L’ASCENSIONE E LA LIBERTÀ DI CRISTO: IL REGINA COELI DI PAPA FRANCESCO
«La Sua (di Cristo, ndr) è una presenza che non vuole limitare la nostra libertà»: un passaggio centrale del “Regina Coeli” di Papa Francesco recitato oggi in Piazza San Pietro è legato a doppio filo al “tema” attualissimo della libertà.
Nel giorno in cui la Chiesa celebra l’Ascensione del Signore, il Santo Padre – prima di annunciare i nuovi 21 Cardinali che nel prossimo Concistoro diverranno a tutti gli effetti membri del Collegio Cardinalizio – si sofferma sulla centralità della presenza carnale di Cristo nella vita dell’umanità: con l’Ascensione, «Gesù non sta abbandonando i discepoli. Ascende al Cielo, ma non ci lascia soli. Anzi, proprio salendo verso il Padre assicura l’effusione dello Spirito Santo, del suo Spirito». Ma è proprio in questo “lascito” voluto dal Signore che Papa Francesco ravvisa tutto l’amore di Gesù per l’umanità: «la sua è una presenza che non vuole limitare la nostra libertà. Al contrario, fa spazio a noi, perché il vero amore genera sempre una vicinanza che non schiaccia, non è possessivo, è vicino ma non possessivo; anzi, il vero amore ci rende protagonisti».
IL PAPA, LA LIBERTÀ E DOSTOEVSKIJ
Chiudendo il “Regina Coeli” è ancora Papa Francesco a riflettere sul dono dello Spirito ricevuto da Cristo ad ogni singolo individuo: «testimoni del Vangelo. Chiediamoci se lo siamo davvero; e anche se siamo capaci di amare gli altri lasciandoli liberi e facendo loro spazio. E poi: sappiamo farci intercessori per gli altri, cioè sappiamo pregare per loro e benedire le loro vite? Oppure ci serviamo degli altri per i nostri interessi? Impariamo questo: la preghiera di intercessione, intercedere per le speranze e per le sofferenze del mondo, intercedere per la pace. E benediciamo con lo sguardo e con le parole chi incontriamo ogni giorno!».

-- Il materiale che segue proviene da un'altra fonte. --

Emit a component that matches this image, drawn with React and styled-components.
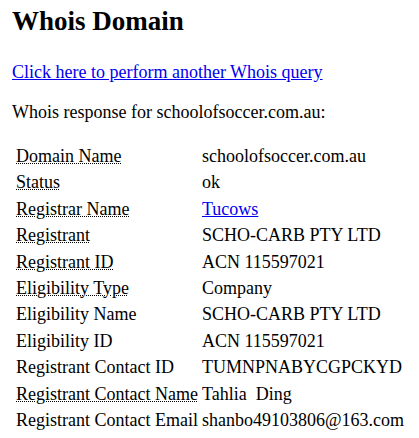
import React from "react";
import styled, { createGlobalStyle } from "styled-components";

const GlobalStyle = createGlobalStyle`
  body {
    margin: 0;
    padding: 6px 12px;
    background: #fff;
    color: #000;
    font-family: "Liberation Serif", "Times New Roman", serif;
    font-size: 18px;
    line-height: 21px;
  }
`;

const Title = styled.h1`
  font-size: 27px;
  line-height: 31px;
  font-weight: bold;
  margin: 0 0 25px;
`;

const QueryLink = styled.a`
  color: #0000ee;
  text-decoration: underline;
`;

const Para = styled.p`
  margin: 19px 0;
`;

const Table = styled.table`
  border-collapse: separate;
  border-spacing: 2px;
  margin-left: 1px;
  font-size: 18px;
`;

const Cell = styled.td`
  padding: 2px 1px 1px;
  line-height: 21.4px;
  vertical-align: top;
  white-space: nowrap;
`;

const Abbr = styled.abbr`
  text-decoration: underline dotted;
  text-decoration-thickness: 1px;
`;

const rows = [
  ["Domain Name", "schoolofsoccer.com.au", true],
  ["Status", "ok", true],
  ["Registrar Name", "Tucows", true, true],
  ["Registrant", "SCHO-CARB PTY LTD", true],
  ["Registrant ID", "ACN 115597021", true],
  ["Eligibility Type", "Company", true],
  ["Eligibility Name", "SCHO-CARB PTY LTD", false],
  ["Eligibility ID", "ACN 115597021", false],
  ["Registrant Contact ID", "TUMNPNABYCGPCKYD", false],
  ["Registrant Contact Name", "Tahlia\u00a0 Ding", true],
  ["Registrant Contact Email", "shanbo49103806@163.com", false],
];

export default function App() {
  return (
    <>
      <GlobalStyle />
      <Title>Whois Domain</Title>
      <Para>
        <QueryLink href="#">Click here to perform another Whois query</QueryLink>
      </Para>
      <Para>Whois response for schoolofsoccer.com.au:</Para>
      <Table>
        <tbody>
          {rows.map(([label, value, dotted, link]) => (
            <tr key={label}>
              <Cell>{dotted ? <Abbr title={label}>{label}</Abbr> : label}</Cell>
              <Cell>{link ? <QueryLink href="#">{value}</QueryLink> : value}</Cell>
            </tr>
          ))}
        </tbody>
      </Table>
    </>
  );
}
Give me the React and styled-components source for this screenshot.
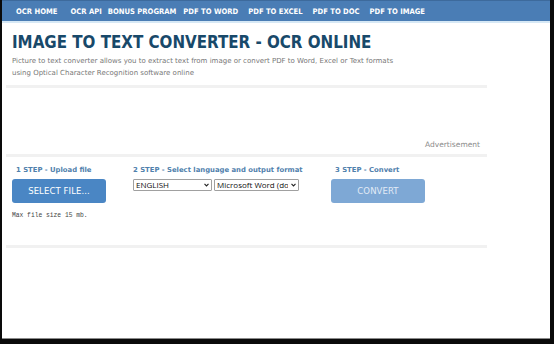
import React from "react";
import styled, { createGlobalStyle } from "styled-components";

const Global = createGlobalStyle`
  html, body { margin: 0; padding: 0; background: #000; }
  body { font-family: "DejaVu Sans", Verdana, sans-serif; }
  * { box-sizing: border-box; }
`;

const Frame = styled.div`
  width: 554px;
  height: 344px;
  background: #0a0a0a;
  padding: 0 4px 5px 2px;
  display: flex;
`;

const Screen = styled.div`
  flex: 1;
  background: #fff;
  border-bottom: 1px solid #8a8a8a;
  display: flex;
  flex-direction: column;
  overflow: hidden;
`;

const Nav = styled.nav`
  height: 23px;
  flex: none;
  background: #4a7db5;
  border-top: 1px solid #3d6a9c;
  border-bottom: 2px solid #d6e8f5;
  display: flex;
  align-items: center;
  padding-left: 14px;
  padding-top: 1px;
`;

const NavLink = styled.a`
  color: #fff;
  font-family: "DejaVu Sans Condensed", "DejaVu Sans", sans-serif;
  font-weight: bold;
  font-size: 7.6px;
  text-decoration: none;
  margin-right: ${(p) => p.$gap || 7}px;
  white-space: nowrap;
`;

const Main = styled.main`
  width: 481px;
  margin-left: 4px;
  display: flex;
  flex-direction: column;
`;

const Header = styled.header`
  padding: 9px 6px 0;
`;

const Title = styled.h1`
  margin: 0;
  font-family: "DejaVu Sans Condensed", "DejaVu Sans", sans-serif;
  font-size: 16.8px;
  line-height: 20px;
  color: #18496a;
  font-weight: bold;
  white-space: nowrap;
`;

const Lead = styled.p`
  margin: 3px 0 0;
  font-size: 7px;
  line-height: 12px;
  color: #777;
  width: 390px;
`;

const AdBox = styled.section`
  margin-top: 6px;
  height: 72px;
  border-top: 3px solid #f1f1f1;
  border-bottom: 3px solid #f1f1f1;
  display: flex;
  align-items: flex-end;
  justify-content: flex-end;
  padding: 0 7px 5px 0;
`;

const AdLabel = styled.span`
  font-size: 7.5px;
  color: #8b8b8b;
`;

const Steps = styled.section`
  height: 91px;
  border-bottom: 3px solid #f1f1f1;
  display: grid;
  grid-template-columns: 121px 198px auto;
  padding: 8px 0 0 6px;
  align-content: start;
`;

const Step = styled.div`
  display: flex;
  flex-direction: column;
`;

const StepLabel = styled.div`
  font-size: 6.85px;
  font-weight: bold;
  color: #4f80ac;
  line-height: 10px;
  padding-left: ${(p) => p.$indent || 0}px;
  white-space: nowrap;
  margin-bottom: 4px;
`;

const Button = styled.button`
  width: 94px;
  height: 24px;
  border: none;
  border-radius: 3px;
  background: ${(p) => (p.$muted ? "#7ea8d5" : "#4a86c4")};
  color: ${(p) => (p.$muted ? "#e2ebf6" : "#fff")};
  font-family: "DejaVu Sans", Verdana, sans-serif;
  font-size: 8.5px;
  letter-spacing: 0.1px;
  cursor: pointer;
`;

const Note = styled.div`
  font-family: "Liberation Mono", monospace;
  font-size: 6.3px;
  color: #444;
  margin-top: 9px;
`;

const SelectRow = styled.div`
  display: flex;
  gap: 2px;
  align-items: flex-start;
`;

const SelectWrap = styled.div`
  position: relative;
  width: ${(p) => p.$w}px;
  height: 12px;
  display: flex;
`;

const Select = styled.select`
  appearance: none;
  -webkit-appearance: none;
  width: 100%;
  height: 12px;
  margin: 0;
  font-family: "Open Sans", "DejaVu Sans", sans-serif;
  font-size: 8px;
  line-height: 10px;
  padding: 0 10px 0 2px;
  border: 1px solid #a0a0a0;
  border-radius: 1px;
  background: #fff;
  color: #111;
  overflow: hidden;
  white-space: nowrap;
`;

const Chevron = styled.svg`
  position: absolute;
  right: 3px;
  top: 50%;
  margin-top: -2px;
  width: 5px;
  height: 4px;
  pointer-events: none;
`;

const navItems = [
  ["OCR HOME", 13],
  ["OCR API", 6],
  ["BONUS PROGRAM", 7],
  ["PDF TO WORD", 10],
  ["PDF TO EXCEL", 10],
  ["PDF TO DOC", 10],
  ["PDF TO IMAGE", 0],
];

function Dropdown({ w, value, children }) {
  return (
    <SelectWrap $w={w}>
      <Select defaultValue={value}>{children}</Select>
      <Chevron viewBox="0 0 5 4">
        <path d="M0.5 0.8 L2.5 2.9 L4.5 0.8" fill="none" stroke="#222" strokeWidth="1.1" />
      </Chevron>
    </SelectWrap>
  );
}

export default function App() {
  return (
    <>
      <Global />
      <Frame>
        <Screen>
          <Nav>
            {navItems.map(([t, g]) => (
              <NavLink key={t} href="#" $gap={g}>
                {t}
              </NavLink>
            ))}
          </Nav>
          <Main>
            <Header>
              <Title>IMAGE TO TEXT CONVERTER - OCR ONLINE</Title>
              <Lead>
                Picture to text converter allows you to extract text from image or convert PDF to Word, Excel or Text formats using Optical Character Recognition software online
              </Lead>
            </Header>
            <AdBox>
              <AdLabel>Advertisement</AdLabel>
            </AdBox>
            <Steps>
              <Step>
                <StepLabel $indent={4}>1 STEP - Upload file</StepLabel>
                <Button>SELECT FILE...</Button>
                <Note>Max file size 15 mb.</Note>
              </Step>
              <Step>
                <StepLabel>2 STEP - Select language and output format</StepLabel>
                <SelectRow>
                  <Dropdown w={79} value="en">
                    <option value="en">ENGLISH</option>
                  </Dropdown>
                  <Dropdown w={85} value="doc">
                    <option value="doc">Microsoft Word (docx)</option>
                  </Dropdown>
                </SelectRow>
              </Step>
              <Step>
                <StepLabel $indent={4}>3 STEP - Convert</StepLabel>
                <Button $muted>CONVERT</Button>
              </Step>
            </Steps>
          </Main>
        </Screen>
      </Frame>
    </>
  );
}
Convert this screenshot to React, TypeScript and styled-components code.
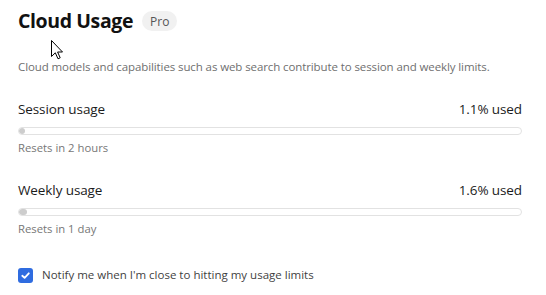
import React from "react";
import styled, { createGlobalStyle } from "styled-components";

const GlobalStyle = createGlobalStyle`
  html, body { margin: 0; padding: 0; background: #ffffff; }
  body { font-family: "Open Sans", "Noto Sans", sans-serif; }
  * { box-sizing: border-box; }
`;

const Page = styled.div`
  position: relative;
  width: 546px;
  height: 295px;
  padding: 7px 24px 0 18px;
  background: #fff;
  overflow: hidden;
`;

const Header = styled.div`
  display: flex;
  align-items: center;
  gap: 9px;
  height: 28px;
`;

const Title = styled.h1`
  margin: 0;
  font-size: 19.5px;
  line-height: 28px;
  font-weight: 700;
  color: #111;
  letter-spacing: -0.4px;
`;

const Badge = styled.span`
  display: inline-flex;
  align-items: center;
  justify-content: center;
  height: 20px;
  padding: 0 8px;
  border-radius: 10px;
  background: #f1f1f1;
  color: #555;
  font-size: 12px;
`;

const Description = styled.p`
  margin: 24px 0 0;
  font-size: 11.5px;
  line-height: 16px;
  letter-spacing: -0.1px;
  color: #6f6f6f;
`;

const Sections = styled.div`
  display: flex;
  flex-direction: column;
  gap: 24px;
  margin-top: 24px;
`;

const Section = styled.div`
  display: flex;
  flex-direction: column;
`;

const Row = styled.div`
  display: flex;
  justify-content: space-between;
  font-size: 13.5px;
  line-height: 20px;
  letter-spacing: -0.1px;
  color: #1b1b1b;
`;

const Track = styled.div`
  margin-top: 8px;
  height: 8px;
  border: 1px solid #e2e2e2;
  border-radius: 4px;
  overflow: hidden;
`;

const Fill = styled.div`
  height: 100%;
  min-width: 6px;
  border-radius: 3px;
  background: #cdcdcd;
`;

const Note = styled.div`
  margin-top: 5px;
  font-size: 11.3px;
  line-height: 16px;
  color: #777;
`;

const CheckRow = styled.label`
  display: flex;
  align-items: center;
  gap: 9px;
  margin-top: 30px;
  font-size: 11.5px;
  line-height: 16px;
  color: #3f3f3f;
`;

const Box = styled.span`
  display: inline-flex;
  align-items: center;
  justify-content: center;
  width: 15px;
  height: 15px;
  border-radius: 3px;
  background: #2f6ce0;
`;

const Cursor = styled.svg`
  position: absolute;
  left: 51px;
  top: 40px;
`;

const usages = [
  { label: "Session usage", pct: 1.1, note: "Resets in 2 hours" },
  { label: "Weekly usage", pct: 1.6, note: "Resets in 1 day" },
];

export default function App() {
  return (
    <>
      <GlobalStyle />
      <Page>
        <Header>
          <Title>Cloud Usage</Title>
          <Badge>Pro</Badge>
        </Header>
        <Description>
          Cloud models and capabilities such as web search contribute to session and weekly limits.
        </Description>
        <Sections>
          {usages.map((u) => (
            <Section key={u.label}>
              <Row>
                <span>{u.label}</span>
                <span>{u.pct}% used</span>
              </Row>
              <Track>
                <Fill style={{ width: `${u.pct}%` }} />
              </Track>
              <Note>{u.note}</Note>
            </Section>
          ))}
        </Sections>
        <CheckRow>
          <Box>
            <svg width="11" height="11" viewBox="0 0 12 12">
              <path d="M2.5 6.3 L5 8.6 L9.6 3.6" fill="none" stroke="#fff" strokeWidth="2" strokeLinecap="round" strokeLinejoin="round" />
            </svg>
          </Box>
          Notify me when I'm close to hitting my usage limits
        </CheckRow>
        <Cursor width="13" height="20" viewBox="0 0 13 20">
          <path d="M0.5 0.5 L0.5 16.5 L4.3 12.8 L7 18.8 L9.2 17.8 L6.6 12 L11.5 12 Z" fill="#fff" stroke="#000" strokeWidth="1" strokeLinejoin="round" />
        </Cursor>
      </Page>
    </>
  );
}
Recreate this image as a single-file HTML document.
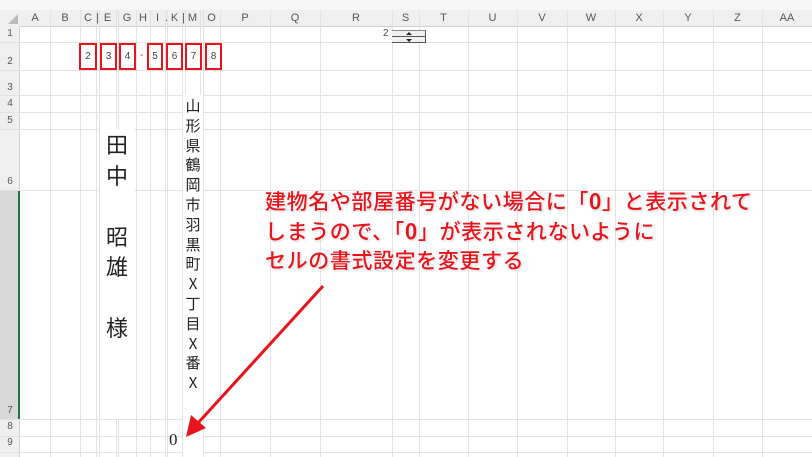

Dio ha amato così tanto l’uomo da lasciargli la libertà: questo è uno dei concetti più “difficili” e al contempo “misteriosi” che viene spesso “rinfacciato” alla Chiesa Cattolica e alla sua testimonianza di un Figlio di Dio tanto onnipotente quanto “carnale”. Il concetto di libertà è però il vero cardine, assieme all’amore, dell’opera di Gesù sulla Terra: lo aveva capito benissimo il grande romanziere Fedor Dostoevskij, che solo qualche stupido potrebbe pensare di “censurare” oggi per il solo fatto di essere russo. Nel brano “La Leggenda del Grande Inquisitore” inserito nel capolavoro “I fratelli Karamazov”, l’autore mette in scena in una Spagna seicentesca soggiogata dalla Santa Inquisizione un dialogo tra il cardinale Grande Inquisitore e il Cristo ritornato sulla Terra. Ebbene, l’uomo di Chiesa arresta e rimprovera Gesù di aver donato all’uomo la libertà: «Non c’è nulla di più ammaliante per l’uomo che la libertà della propria coscienza: ma non c’è nulla, del pari, di più tormentoso», dice il Grande Inquisitore, che contesta a Cristo di aver donato questo fardello al posto delle ben più importanti “pace e serenità”. La “ricetta” dell’Inquisitore è invece l’esatto opposto del messaggio di Cristo: per il primo, quasi a impersonare il Diavolo, occorre «ingannare l’uomo» facendogli credere di essere liberi mentre li si guida come un “gregge”; per il secondo invece, come ripete oggi il Papa, «il vero amore genera sempre una vicinanza che non schiaccia, non è possessivo, è vicino ma non possessivo; anzi, il vero amore ci rende protagonisti».